Though India’s Mughal-centric history has pushed the Maratha Empire to its periphery, it lives on, passionately and firmly embedded in Maharashtra, its founder’s state, and in Pune, the empire’s political seat.

Often credited with ending Mughal rule in India and being the direct predecessor to British East India Company rule, the Maratha Empire or the Maratha Confederacy lasted from 1674 to 1818. It was ruled by a Hindu knight group from present day Maharashtra on the principle of Hindavi Swarajya [Hindu self-rule].

In 1760, at its peak, the empire covered 2.8 million square kilometres in area, from Attock to Cuttack, or two-thirds of what was later to become British India. Its territory encompassed Tamil Nadu in the south to Peshawar in the north, and Bengal and Andaman Islands in the east.

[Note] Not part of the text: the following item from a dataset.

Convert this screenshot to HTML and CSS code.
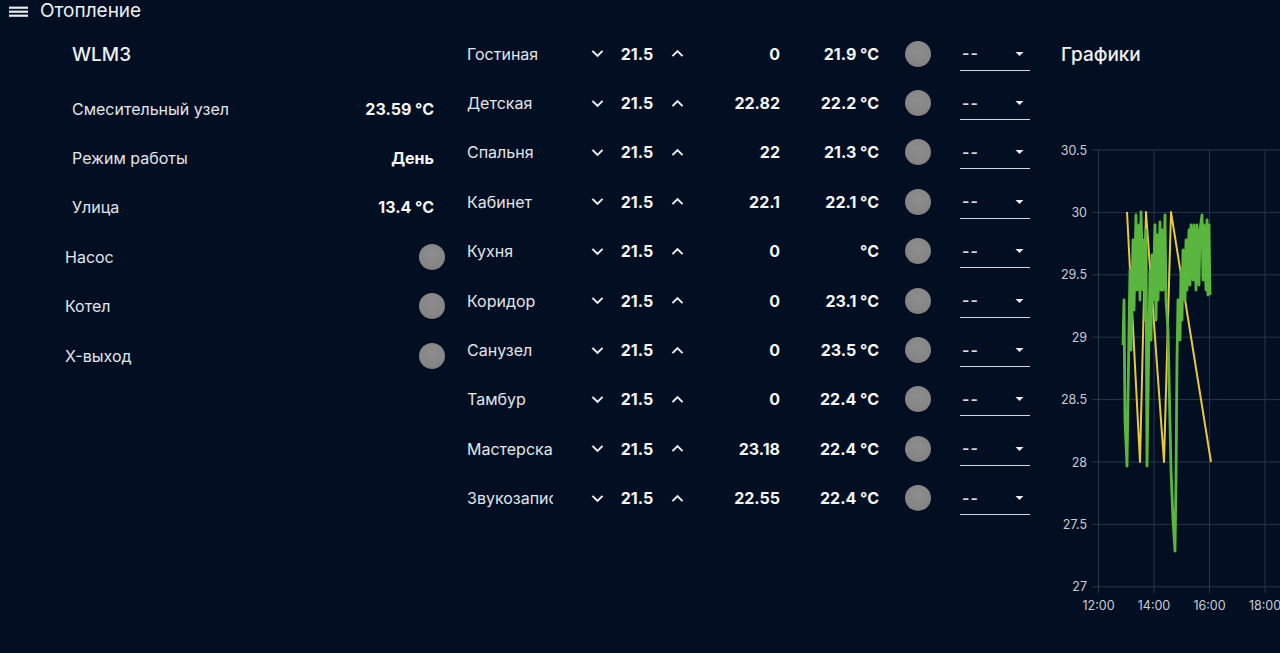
FILE: index.html
```html
<!DOCTYPE html>
<html lang="ru">
<head>
<meta charset="utf-8">
<title>Отопление</title>
<link rel="stylesheet" href="styles.css">
</head>
<body>
<header class="topbar">
  <svg class="menu-icon" width="20" height="20" viewBox="0 0 20 20"><rect x="0" y="5.6" width="19" height="2.2" fill="#e8eaee"/><rect x="0" y="9.6" width="19" height="2.2" fill="#e8eaee"/><rect x="0" y="13.6" width="19" height="2.2" fill="#e8eaee"/></svg>
  <span class="page-title">Отопление</span>
</header>
<main class="main">
  <section class="col-left">
    <div class="group-title">WLM3</div>
    <div class="text-row"><span class="lbl">Смесительный узел</span><span class="val">23.59 °C</span></div>
    <div class="text-row"><span class="lbl">Режим работы</span><span class="val">День</span></div>
    <div class="text-row"><span class="lbl">Улица</span><span class="val">13.4 °C</span></div>
    <div class="led-row"><span class="lbl">Насос</span><span class="led"></span></div>
    <div class="led-row"><span class="lbl">Котел</span><span class="led"></span></div>
    <div class="led-row"><span class="lbl">X-выход</span><span class="led"></span></div>
  </section>
  <section class="col-mid">
    <div class="room"><span class="name">Гостиная</span><span class="btn"><svg viewBox="0 0 24 24"><path d="M7.41 8.59L12 13.17l4.59-4.58L18 10l-6 6-6-6z"/></svg></span><span class="num">21.5</span><span class="btn"><svg viewBox="0 0 24 24"><path d="M7.41 15.41L12 10.83l4.59 4.58L18 14l-6-6-6 6z"/></svg></span><span class="v1">0</span><span class="v2">21.9 °C</span><span class="led"></span><span class="sel"><span>--</span><svg viewBox="0 0 24 24"><path d="M7 10l5 5 5-5z"/></svg></span></div>
    <div class="room"><span class="name">Детская</span><span class="btn"><svg viewBox="0 0 24 24"><path d="M7.41 8.59L12 13.17l4.59-4.58L18 10l-6 6-6-6z"/></svg></span><span class="num">21.5</span><span class="btn"><svg viewBox="0 0 24 24"><path d="M7.41 15.41L12 10.83l4.59 4.58L18 14l-6-6-6 6z"/></svg></span><span class="v1">22.82</span><span class="v2">22.2 °C</span><span class="led"></span><span class="sel"><span>--</span><svg viewBox="0 0 24 24"><path d="M7 10l5 5 5-5z"/></svg></span></div>
    <div class="room"><span class="name">Спальня</span><span class="btn"><svg viewBox="0 0 24 24"><path d="M7.41 8.59L12 13.17l4.59-4.58L18 10l-6 6-6-6z"/></svg></span><span class="num">21.5</span><span class="btn"><svg viewBox="0 0 24 24"><path d="M7.41 15.41L12 10.83l4.59 4.58L18 14l-6-6-6 6z"/></svg></span><span class="v1">22</span><span class="v2">21.3 °C</span><span class="led"></span><span class="sel"><span>--</span><svg viewBox="0 0 24 24"><path d="M7 10l5 5 5-5z"/></svg></span></div>
    <div class="room"><span class="name">Кабинет</span><span class="btn"><svg viewBox="0 0 24 24"><path d="M7.41 8.59L12 13.17l4.59-4.58L18 10l-6 6-6-6z"/></svg></span><span class="num">21.5</span><span class="btn"><svg viewBox="0 0 24 24"><path d="M7.41 15.41L12 10.83l4.59 4.58L18 14l-6-6-6 6z"/></svg></span><span class="v1">22.1</span><span class="v2">22.1 °C</span><span class="led"></span><span class="sel"><span>--</span><svg viewBox="0 0 24 24"><path d="M7 10l5 5 5-5z"/></svg></span></div>
    <div class="room"><span class="name">Кухня</span><span class="btn"><svg viewBox="0 0 24 24"><path d="M7.41 8.59L12 13.17l4.59-4.58L18 10l-6 6-6-6z"/></svg></span><span class="num">21.5</span><span class="btn"><svg viewBox="0 0 24 24"><path d="M7.41 15.41L12 10.83l4.59 4.58L18 14l-6-6-6 6z"/></svg></span><span class="v1">0</span><span class="v2">°C</span><span class="led"></span><span class="sel"><span>--</span><svg viewBox="0 0 24 24"><path d="M7 10l5 5 5-5z"/></svg></span></div>
    <div class="room"><span class="name">Коридор</span><span class="btn"><svg viewBox="0 0 24 24"><path d="M7.41 8.59L12 13.17l4.59-4.58L18 10l-6 6-6-6z"/></svg></span><span class="num">21.5</span><span class="btn"><svg viewBox="0 0 24 24"><path d="M7.41 15.41L12 10.83l4.59 4.58L18 14l-6-6-6 6z"/></svg></span><span class="v1">0</span><span class="v2">23.1 °C</span><span class="led"></span><span class="sel"><span>--</span><svg viewBox="0 0 24 24"><path d="M7 10l5 5 5-5z"/></svg></span></div>
    <div class="room"><span class="name">Санузел</span><span class="btn"><svg viewBox="0 0 24 24"><path d="M7.41 8.59L12 13.17l4.59-4.58L18 10l-6 6-6-6z"/></svg></span><span class="num">21.5</span><span class="btn"><svg viewBox="0 0 24 24"><path d="M7.41 15.41L12 10.83l4.59 4.58L18 14l-6-6-6 6z"/></svg></span><span class="v1">0</span><span class="v2">23.5 °C</span><span class="led"></span><span class="sel"><span>--</span><svg viewBox="0 0 24 24"><path d="M7 10l5 5 5-5z"/></svg></span></div>
    <div class="room"><span class="name">Тамбур</span><span class="btn"><svg viewBox="0 0 24 24"><path d="M7.41 8.59L12 13.17l4.59-4.58L18 10l-6 6-6-6z"/></svg></span><span class="num">21.5</span><span class="btn"><svg viewBox="0 0 24 24"><path d="M7.41 15.41L12 10.83l4.59 4.58L18 14l-6-6-6 6z"/></svg></span><span class="v1">0</span><span class="v2">22.4 °C</span><span class="led"></span><span class="sel"><span>--</span><svg viewBox="0 0 24 24"><path d="M7 10l5 5 5-5z"/></svg></span></div>
    <div class="room"><span class="name">Мастерская</span><span class="btn"><svg viewBox="0 0 24 24"><path d="M7.41 8.59L12 13.17l4.59-4.58L18 10l-6 6-6-6z"/></svg></span><span class="num">21.5</span><span class="btn"><svg viewBox="0 0 24 24"><path d="M7.41 15.41L12 10.83l4.59 4.58L18 14l-6-6-6 6z"/></svg></span><span class="v1">23.18</span><span class="v2">22.4 °C</span><span class="led"></span><span class="sel"><span>--</span><svg viewBox="0 0 24 24"><path d="M7 10l5 5 5-5z"/></svg></span></div>
    <div class="room"><span class="name">Звукозапись</span><span class="btn"><svg viewBox="0 0 24 24"><path d="M7.41 8.59L12 13.17l4.59-4.58L18 10l-6 6-6-6z"/></svg></span><span class="num">21.5</span><span class="btn"><svg viewBox="0 0 24 24"><path d="M7.41 15.41L12 10.83l4.59 4.58L18 14l-6-6-6 6z"/></svg></span><span class="v1">22.55</span><span class="v2">22.4 °C</span><span class="led"></span><span class="sel"><span>--</span><svg viewBox="0 0 24 24"><path d="M7 10l5 5 5-5z"/></svg></span></div>
  </section>
  <section class="col-right">
    <div class="group-title">Графики</div>
    <svg class="chart" width="230" height="480" viewBox="1050 135 230 480">
      <g stroke="#2b3648" stroke-width="1">
        <line x1="1092" y1="150" x2="1280" y2="150"/>
        <line x1="1092" y1="212.4" x2="1280" y2="212.4"/>
        <line x1="1092" y1="274.8" x2="1280" y2="274.8"/>
        <line x1="1092" y1="337.2" x2="1280" y2="337.2"/>
        <line x1="1092" y1="399.6" x2="1280" y2="399.6"/>
        <line x1="1092" y1="462" x2="1280" y2="462"/>
        <line x1="1092" y1="524.4" x2="1280" y2="524.4"/>
        <line x1="1092" y1="586.8" x2="1280" y2="586.8"/>
        <line x1="1098.5" y1="150" x2="1098.5" y2="593"/>
        <line x1="1154" y1="150" x2="1154" y2="593"/>
        <line x1="1209.5" y1="150" x2="1209.5" y2="593"/>
        <line x1="1265" y1="150" x2="1265" y2="593"/>
      </g>
      <g class="axis" text-anchor="end">
        <text x="1087" y="154.5">30.5</text>
        <text x="1087" y="216.9">30</text>
        <text x="1087" y="279.3">29.5</text>
        <text x="1087" y="341.7">29</text>
        <text x="1087" y="404.1">28.5</text>
        <text x="1087" y="466.5">28</text>
        <text x="1087" y="528.9">27.5</text>
        <text x="1087" y="591.3">27</text>
      </g>
      <g class="axis" text-anchor="middle">
        <text x="1098.5" y="609.5">12:00</text>
        <text x="1154" y="609.5">14:00</text>
        <text x="1209.5" y="609.5">16:00</text>
        <text x="1265" y="609.5">18:00</text>
      </g>
      <path fill="none" stroke="#e8c93a" stroke-width="2" stroke-linejoin="round" d="M1127,212 L1140,462 L1146,212 L1164,462 L1171,212 L1211,462"/>
      <path fill="none" stroke="#5bb640" stroke-width="2.8" stroke-linejoin="round" d="M1123,345 L1124,300 L1125,420 L1127,466 L1129,330 L1130,270 L1131,350 L1133,240 L1134,310 L1136,215 L1137,290 L1139,225 L1140,300 L1141,212 L1143,290 L1144,240 L1145,320 L1146,230 L1147,466 L1149,330 L1150,270 L1151,340 L1152,255 L1153,300 L1155,225 L1156,320 L1157,235 L1158,300 L1160,222 L1161,290 L1162,230 L1163,290 L1165,215 L1166,300 L1168,330 L1171,470 L1173,520 L1175,551 L1176,480 L1177,360 L1178,300 L1180,340 L1181,270 L1182,320 L1183,250 L1185,300 L1186,240 L1187,290 L1189,230 L1190,285 L1191,225 L1193,280 L1194,225 L1196,290 L1197,225 L1199,285 L1200,230 L1202,215 L1203,280 L1204,225 L1206,290 L1207,220 L1208,295 L1209,225 L1210,295"/>
    </svg>
  </section>
</main>
</body>
</html>
```

FILE: styles.css
```css
* { box-sizing: border-box; }
html, body {
  margin: 0;
  padding: 0;
  background: #020e22;
  color: #e4e7ec;
  font-family: Inter, "Liberation Sans", Arial, sans-serif;
  height: 100%;
  overflow: hidden;
}
.topbar {
  height: 22px;
  display: flex;
  align-items: center;
  padding-left: 9px;
}
.menu-icon { display: block; }
.page-title {
  margin-left: 11px;
  font-size: 19px;
  color: #eef0f3;
  line-height: 22px;
}
.main {
  display: flex;
  padding-top: 7px;
}
.col-left {
  width: 453px;
  padding-left: 57px;
  padding-right: 8px;
  flex: none;
}
.group-title {
  height: 50px;
  display: flex;
  align-items: center;
  font-size: 19px;
  font-weight: 500;
  color: #eef0f3;
}
.col-left .group-title { padding-left: 15px; margin-bottom: 5px; }
.text-row, .led-row {
  height: 49.4px;
  display: flex;
  align-items: center;
  justify-content: space-between;
  font-size: 16px;
}
.text-row { padding-left: 15px; padding-right: 11px; }
.led-row { padding-left: 8px; }
.lbl { color: #e2e5ea; }
.val { font-weight: 700; color: #f4f5f7; }
.led {
  width: 26px;
  height: 26px;
  border-radius: 50%;
  background: radial-gradient(circle at 50% 38%, #8d8d8d 0%, #868686 60%, #747474 100%);
  box-shadow: 0 1px 1px rgba(0,0,0,0.5);
  flex: none;
}
.col-mid {
  width: 597px;
  padding-left: 14px;
  flex: none;
}
.room {
  height: 49.4px;
  display: flex;
  align-items: center;
  font-size: 16px;
}
.name {
  width: 86px;
  overflow: hidden;
  white-space: nowrap;
  color: #e2e5ea;
  flex: none;
}
.btn {
  width: 24px;
  height: 24px;
  display: flex;
  align-items: center;
  justify-content: center;
  flex: none;
}
.btn svg { width: 23px; height: 23px; fill: #eef0f3; }
.room .btn:nth-child(2) { margin-left: 32px; }
.num {
  width: 56px;
  text-align: center;
  font-weight: 700;
  color: #f4f5f7;
  flex: none;
}
.v1 {
  width: 91px;
  text-align: right;
  font-weight: 700;
  color: #f4f5f7;
  flex: none;
}
.v2 {
  width: 99px;
  text-align: right;
  font-weight: 700;
  color: #f4f5f7;
  flex: none;
}
.room .led { margin-left: 26px; }
.sel {
  margin-left: 29px;
  width: 70px;
  height: 34px;
  display: flex;
  align-items: center;
  justify-content: space-between;
  padding-left: 2px;
  padding-right: 1px;
  border-bottom: 1px solid #d2d6dc;
  flex: none;
}
.sel span { color: #d8dbe0; font-size: 16px; font-weight: 600; letter-spacing: 1px; }
.sel svg { width: 19px; height: 19px; fill: #eef0f3; }
.col-right {
  flex: 1;
  padding-left: 11px;
}
.chart {
  display: block;
  margin-left: -11px;
  margin-top: 56px;
}
.axis text {
  font-size: 12.5px;
  fill: #c9cdd4;
  font-family: Inter, "Liberation Sans", Arial, sans-serif;
}
```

Raigad was the imperial capital; Marathi and Sanskrit its official languages. No other Hindu or Indian dynasty wielded as much power in the Indian subcontinent after the 6th Century as the Maratha Empire did.

Since a large portion of the empire was coastline, a key part of the Maratha military strategy was made up of securing the coastal areas and building fortifications to keep the Portuguese and British naval ships at bay. These forts still stand, albeit now crumbling and moss-covered, in the misty green folds of the Ghats.

I mentioned two men.

The stories of Chhattrapati Shivaji Maharaj and Peshwa Bajirao I are woven into the very fabric of Pune. To know Pune, is to know these two men. And once you know these two, you understand Pune a little better. 🙂

Shivaji was a Maratha Bhonsle aristocrat and is considered to be the founder of the Maratha Empire. His grandfather received the fiefdom of Pune in 1595 from the Ahmednagar Sultanate in return for his services.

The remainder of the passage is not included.